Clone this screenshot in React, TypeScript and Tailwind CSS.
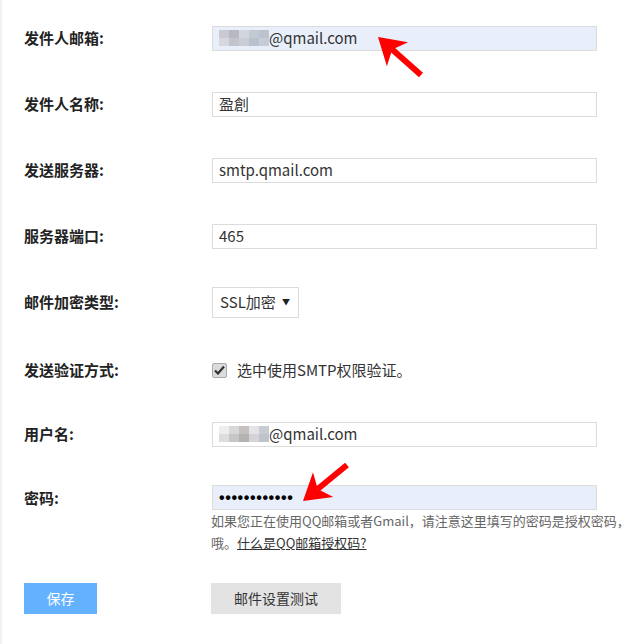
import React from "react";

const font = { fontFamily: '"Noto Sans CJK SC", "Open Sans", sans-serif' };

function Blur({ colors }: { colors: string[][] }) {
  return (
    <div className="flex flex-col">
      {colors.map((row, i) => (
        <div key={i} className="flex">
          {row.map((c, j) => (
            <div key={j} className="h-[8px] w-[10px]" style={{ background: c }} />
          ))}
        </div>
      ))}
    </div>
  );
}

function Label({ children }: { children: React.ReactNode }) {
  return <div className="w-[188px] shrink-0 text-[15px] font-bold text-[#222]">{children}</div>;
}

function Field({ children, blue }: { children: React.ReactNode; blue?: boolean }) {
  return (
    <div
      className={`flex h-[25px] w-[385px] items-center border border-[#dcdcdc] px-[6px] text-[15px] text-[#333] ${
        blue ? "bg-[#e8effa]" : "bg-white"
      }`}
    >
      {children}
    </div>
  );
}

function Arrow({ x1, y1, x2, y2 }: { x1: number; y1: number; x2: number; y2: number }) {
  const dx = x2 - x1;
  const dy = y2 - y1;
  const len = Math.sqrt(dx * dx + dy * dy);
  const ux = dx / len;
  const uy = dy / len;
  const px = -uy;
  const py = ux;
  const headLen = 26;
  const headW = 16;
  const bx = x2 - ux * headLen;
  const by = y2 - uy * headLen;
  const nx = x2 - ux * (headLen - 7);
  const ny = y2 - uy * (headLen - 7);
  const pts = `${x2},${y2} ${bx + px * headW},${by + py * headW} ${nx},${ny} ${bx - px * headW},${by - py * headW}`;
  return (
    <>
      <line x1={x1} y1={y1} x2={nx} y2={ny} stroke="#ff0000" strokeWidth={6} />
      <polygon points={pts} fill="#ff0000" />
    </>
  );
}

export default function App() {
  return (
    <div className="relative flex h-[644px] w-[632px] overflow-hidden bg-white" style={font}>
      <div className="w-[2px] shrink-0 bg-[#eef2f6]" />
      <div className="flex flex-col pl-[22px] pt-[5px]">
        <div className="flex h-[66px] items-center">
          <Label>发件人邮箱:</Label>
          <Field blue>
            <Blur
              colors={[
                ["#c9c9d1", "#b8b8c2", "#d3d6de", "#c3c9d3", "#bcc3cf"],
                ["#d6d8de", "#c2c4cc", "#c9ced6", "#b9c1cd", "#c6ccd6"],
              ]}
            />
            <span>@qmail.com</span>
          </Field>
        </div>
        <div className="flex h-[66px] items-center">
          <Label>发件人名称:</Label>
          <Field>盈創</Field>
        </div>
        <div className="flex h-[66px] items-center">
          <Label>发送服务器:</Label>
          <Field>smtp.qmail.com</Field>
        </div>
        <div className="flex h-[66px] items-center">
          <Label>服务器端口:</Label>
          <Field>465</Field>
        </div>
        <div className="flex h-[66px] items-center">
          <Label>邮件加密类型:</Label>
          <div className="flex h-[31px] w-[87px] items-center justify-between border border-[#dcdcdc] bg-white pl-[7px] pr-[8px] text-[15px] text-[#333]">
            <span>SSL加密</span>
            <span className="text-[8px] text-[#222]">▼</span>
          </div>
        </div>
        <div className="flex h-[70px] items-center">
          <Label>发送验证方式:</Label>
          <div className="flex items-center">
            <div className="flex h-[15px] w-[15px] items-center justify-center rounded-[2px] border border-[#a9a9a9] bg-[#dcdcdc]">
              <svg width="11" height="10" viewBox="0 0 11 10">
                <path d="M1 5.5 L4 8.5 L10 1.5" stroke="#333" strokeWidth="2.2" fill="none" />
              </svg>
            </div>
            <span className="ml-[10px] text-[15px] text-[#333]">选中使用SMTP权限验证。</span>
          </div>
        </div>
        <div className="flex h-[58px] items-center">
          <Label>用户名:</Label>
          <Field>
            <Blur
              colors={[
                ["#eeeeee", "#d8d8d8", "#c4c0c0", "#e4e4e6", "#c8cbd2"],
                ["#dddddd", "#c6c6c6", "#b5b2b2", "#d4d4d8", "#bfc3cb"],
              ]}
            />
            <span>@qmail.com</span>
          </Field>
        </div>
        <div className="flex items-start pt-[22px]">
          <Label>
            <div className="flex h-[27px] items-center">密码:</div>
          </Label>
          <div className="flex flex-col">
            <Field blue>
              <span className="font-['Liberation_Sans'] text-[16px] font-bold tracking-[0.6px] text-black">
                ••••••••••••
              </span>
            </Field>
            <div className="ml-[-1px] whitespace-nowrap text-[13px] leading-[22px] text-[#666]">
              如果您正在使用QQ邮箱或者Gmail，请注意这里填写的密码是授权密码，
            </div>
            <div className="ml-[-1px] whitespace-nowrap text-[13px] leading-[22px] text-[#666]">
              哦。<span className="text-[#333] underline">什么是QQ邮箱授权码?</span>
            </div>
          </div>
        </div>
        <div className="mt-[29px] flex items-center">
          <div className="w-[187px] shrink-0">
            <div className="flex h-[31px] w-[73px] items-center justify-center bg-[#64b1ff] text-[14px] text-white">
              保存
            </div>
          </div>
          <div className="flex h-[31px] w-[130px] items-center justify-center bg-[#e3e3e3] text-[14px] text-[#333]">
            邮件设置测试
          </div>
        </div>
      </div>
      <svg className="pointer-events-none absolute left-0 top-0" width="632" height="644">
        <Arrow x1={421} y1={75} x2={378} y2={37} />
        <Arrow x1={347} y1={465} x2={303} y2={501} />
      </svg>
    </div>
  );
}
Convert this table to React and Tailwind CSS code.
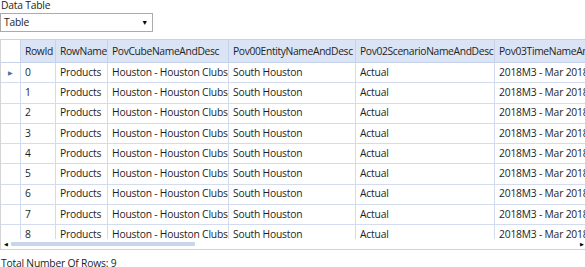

------------

• Work instructions
Every record above should be written out again without change, except that the pictures are left out.

• Result for this task
Clone this screenshot in React, TypeScript and Tailwind CSS.
import React from "react";

const font = { fontFamily: '"Noto Sans CJK SC", "Open Sans", sans-serif' };

function Blur({ colors }: { colors: string[][] }) {
  return (
    <div className="flex flex-col">
      {colors.map((row, i) => (
        <div key={i} className="flex">
          {row.map((c, j) => (
            <div key={j} className="h-[8px] w-[10px]" style={{ background: c }} />
          ))}
        </div>
      ))}
    </div>
  );
}

function Label({ children }: { children: React.ReactNode }) {
  return <div className="w-[188px] shrink-0 text-[15px] font-bold text-[#222]">{children}</div>;
}

function Field({ children, blue }: { children: React.ReactNode; blue?: boolean }) {
  return (
    <div
      className={`flex h-[25px] w-[385px] items-center border border-[#dcdcdc] px-[6px] text-[15px] text-[#333] ${
        blue ? "bg-[#e8effa]" : "bg-white"
      }`}
    >
      {children}
    </div>
  );
}

function Arrow({ x1, y1, x2, y2 }: { x1: number; y1: number; x2: number; y2: number }) {
  const dx = x2 - x1;
  const dy = y2 - y1;
  const len = Math.sqrt(dx * dx + dy * dy);
  const ux = dx / len;
  const uy = dy / len;
  const px = -uy;
  const py = ux;
  const headLen = 26;
  const headW = 16;
  const bx = x2 - ux * headLen;
  const by = y2 - uy * headLen;
  const nx = x2 - ux * (headLen - 7);
  const ny = y2 - uy * (headLen - 7);
  const pts = `${x2},${y2} ${bx + px * headW},${by + py * headW} ${nx},${ny} ${bx - px * headW},${by - py * headW}`;
  return (
    <>
      <line x1={x1} y1={y1} x2={nx} y2={ny} stroke="#ff0000" strokeWidth={6} />
      <polygon points={pts} fill="#ff0000" />
    </>
  );
}

export default function App() {
  return (
    <div className="relative flex h-[644px] w-[632px] overflow-hidden bg-white" style={font}>
      <div className="w-[2px] shrink-0 bg-[#eef2f6]" />
      <div className="flex flex-col pl-[22px] pt-[5px]">
        <div className="flex h-[66px] items-center">
          <Label>发件人邮箱:</Label>
          <Field blue>
            <Blur
              colors={[
                ["#c9c9d1", "#b8b8c2", "#d3d6de", "#c3c9d3", "#bcc3cf"],
                ["#d6d8de", "#c2c4cc", "#c9ced6", "#b9c1cd", "#c6ccd6"],
              ]}
            />
            <span>@qmail.com</span>
          </Field>
        </div>
        <div className="flex h-[66px] items-center">
          <Label>发件人名称:</Label>
          <Field>盈創</Field>
        </div>
        <div className="flex h-[66px] items-center">
          <Label>发送服务器:</Label>
          <Field>smtp.qmail.com</Field>
        </div>
        <div className="flex h-[66px] items-center">
          <Label>服务器端口:</Label>
          <Field>465</Field>
        </div>
        <div className="flex h-[66px] items-center">
          <Label>邮件加密类型:</Label>
          <div className="flex h-[31px] w-[87px] items-center justify-between border border-[#dcdcdc] bg-white pl-[7px] pr-[8px] text-[15px] text-[#333]">
            <span>SSL加密</span>
            <span className="text-[8px] text-[#222]">▼</span>
          </div>
        </div>
        <div className="flex h-[70px] items-center">
          <Label>发送验证方式:</Label>
          <div className="flex items-center">
            <div className="flex h-[15px] w-[15px] items-center justify-center rounded-[2px] border border-[#a9a9a9] bg-[#dcdcdc]">
              <svg width="11" height="10" viewBox="0 0 11 10">
                <path d="M1 5.5 L4 8.5 L10 1.5" stroke="#333" strokeWidth="2.2" fill="none" />
              </svg>
            </div>
            <span className="ml-[10px] text-[15px] text-[#333]">选中使用SMTP权限验证。</span>
          </div>
        </div>
        <div className="flex h-[58px] items-center">
          <Label>用户名:</Label>
          <Field>
            <Blur
              colors={[
                ["#eeeeee", "#d8d8d8", "#c4c0c0", "#e4e4e6", "#c8cbd2"],
                ["#dddddd", "#c6c6c6", "#b5b2b2", "#d4d4d8", "#bfc3cb"],
              ]}
            />
            <span>@qmail.com</span>
          </Field>
        </div>
        <div className="flex items-start pt-[22px]">
          <Label>
            <div className="flex h-[27px] items-center">密码:</div>
          </Label>
          <div className="flex flex-col">
            <Field blue>
              <span className="font-['Liberation_Sans'] text-[16px] font-bold tracking-[0.6px] text-black">
                ••••••••••••
              </span>
            </Field>
            <div className="ml-[-1px] whitespace-nowrap text-[13px] leading-[22px] text-[#666]">
              如果您正在使用QQ邮箱或者Gmail，请注意这里填写的密码是授权密码，
            </div>
            <div className="ml-[-1px] whitespace-nowrap text-[13px] leading-[22px] text-[#666]">
              哦。<span className="text-[#333] underline">什么是QQ邮箱授权码?</span>
            </div>
          </div>
        </div>
        <div className="mt-[29px] flex items-center">
          <div className="w-[187px] shrink-0">
            <div className="flex h-[31px] w-[73px] items-center justify-center bg-[#64b1ff] text-[14px] text-white">
              保存
            </div>
          </div>
          <div className="flex h-[31px] w-[130px] items-center justify-center bg-[#e3e3e3] text-[14px] text-[#333]">
            邮件设置测试
          </div>
        </div>
      </div>
      <svg className="pointer-events-none absolute left-0 top-0" width="632" height="644">
        <Arrow x1={421} y1={75} x2={378} y2={37} />
        <Arrow x1={347} y1={465} x2={303} y2={501} />
      </svg>
    </div>
  );
}
Convert this table to React and Tailwind CSS code.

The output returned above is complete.